* **AIM**
Select the lines of the records containing the word "styles" and list them.

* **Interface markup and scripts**
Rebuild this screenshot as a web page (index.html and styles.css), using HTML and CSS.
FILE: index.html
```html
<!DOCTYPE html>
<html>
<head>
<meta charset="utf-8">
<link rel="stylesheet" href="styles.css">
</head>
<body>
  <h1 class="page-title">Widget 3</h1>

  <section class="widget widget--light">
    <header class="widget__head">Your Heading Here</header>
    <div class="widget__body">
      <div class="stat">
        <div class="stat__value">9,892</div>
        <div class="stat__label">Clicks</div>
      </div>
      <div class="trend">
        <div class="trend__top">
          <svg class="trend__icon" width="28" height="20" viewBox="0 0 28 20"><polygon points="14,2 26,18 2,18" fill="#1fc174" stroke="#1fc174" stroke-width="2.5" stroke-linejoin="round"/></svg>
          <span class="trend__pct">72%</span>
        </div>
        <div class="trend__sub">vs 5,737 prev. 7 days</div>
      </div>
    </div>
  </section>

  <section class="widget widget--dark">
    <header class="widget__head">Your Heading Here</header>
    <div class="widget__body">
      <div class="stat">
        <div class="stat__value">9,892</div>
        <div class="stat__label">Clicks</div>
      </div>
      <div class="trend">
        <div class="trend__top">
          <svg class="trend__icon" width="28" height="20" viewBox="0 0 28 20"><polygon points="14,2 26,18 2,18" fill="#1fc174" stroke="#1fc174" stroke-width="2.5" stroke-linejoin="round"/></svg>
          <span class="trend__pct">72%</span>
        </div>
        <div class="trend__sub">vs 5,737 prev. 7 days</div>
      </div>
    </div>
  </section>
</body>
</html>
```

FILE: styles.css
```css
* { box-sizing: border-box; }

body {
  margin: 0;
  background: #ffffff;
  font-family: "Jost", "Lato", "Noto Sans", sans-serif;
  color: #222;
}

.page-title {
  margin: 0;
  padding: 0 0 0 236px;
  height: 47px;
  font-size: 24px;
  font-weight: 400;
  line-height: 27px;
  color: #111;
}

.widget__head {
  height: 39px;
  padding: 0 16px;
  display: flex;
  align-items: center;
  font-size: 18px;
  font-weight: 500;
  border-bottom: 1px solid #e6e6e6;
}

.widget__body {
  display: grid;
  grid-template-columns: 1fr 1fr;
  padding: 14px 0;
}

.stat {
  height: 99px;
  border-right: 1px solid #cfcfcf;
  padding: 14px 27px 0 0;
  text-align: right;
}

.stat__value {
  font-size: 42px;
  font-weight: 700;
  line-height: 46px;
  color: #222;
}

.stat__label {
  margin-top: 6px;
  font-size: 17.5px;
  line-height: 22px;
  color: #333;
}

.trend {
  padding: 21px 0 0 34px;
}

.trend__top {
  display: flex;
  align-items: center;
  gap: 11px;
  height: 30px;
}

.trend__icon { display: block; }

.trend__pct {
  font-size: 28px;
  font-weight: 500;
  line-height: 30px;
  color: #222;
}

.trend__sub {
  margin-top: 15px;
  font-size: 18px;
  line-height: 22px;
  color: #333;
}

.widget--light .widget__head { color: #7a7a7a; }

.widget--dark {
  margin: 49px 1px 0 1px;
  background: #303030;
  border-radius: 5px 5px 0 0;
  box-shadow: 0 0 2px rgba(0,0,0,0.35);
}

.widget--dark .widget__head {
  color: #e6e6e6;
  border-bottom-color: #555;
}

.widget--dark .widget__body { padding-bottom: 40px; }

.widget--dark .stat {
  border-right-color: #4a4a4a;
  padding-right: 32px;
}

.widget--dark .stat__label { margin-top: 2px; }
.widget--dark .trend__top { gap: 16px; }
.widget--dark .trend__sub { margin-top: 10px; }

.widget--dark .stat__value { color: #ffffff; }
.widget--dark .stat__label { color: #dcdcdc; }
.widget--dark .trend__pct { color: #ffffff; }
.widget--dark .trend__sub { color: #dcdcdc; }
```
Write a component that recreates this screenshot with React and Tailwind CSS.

* **TASK SOLUTION**
Rebuild this screenshot as a web page (index.html and styles.css), using HTML and CSS.
<link rel="stylesheet" href="styles.css">
FILE: styles.css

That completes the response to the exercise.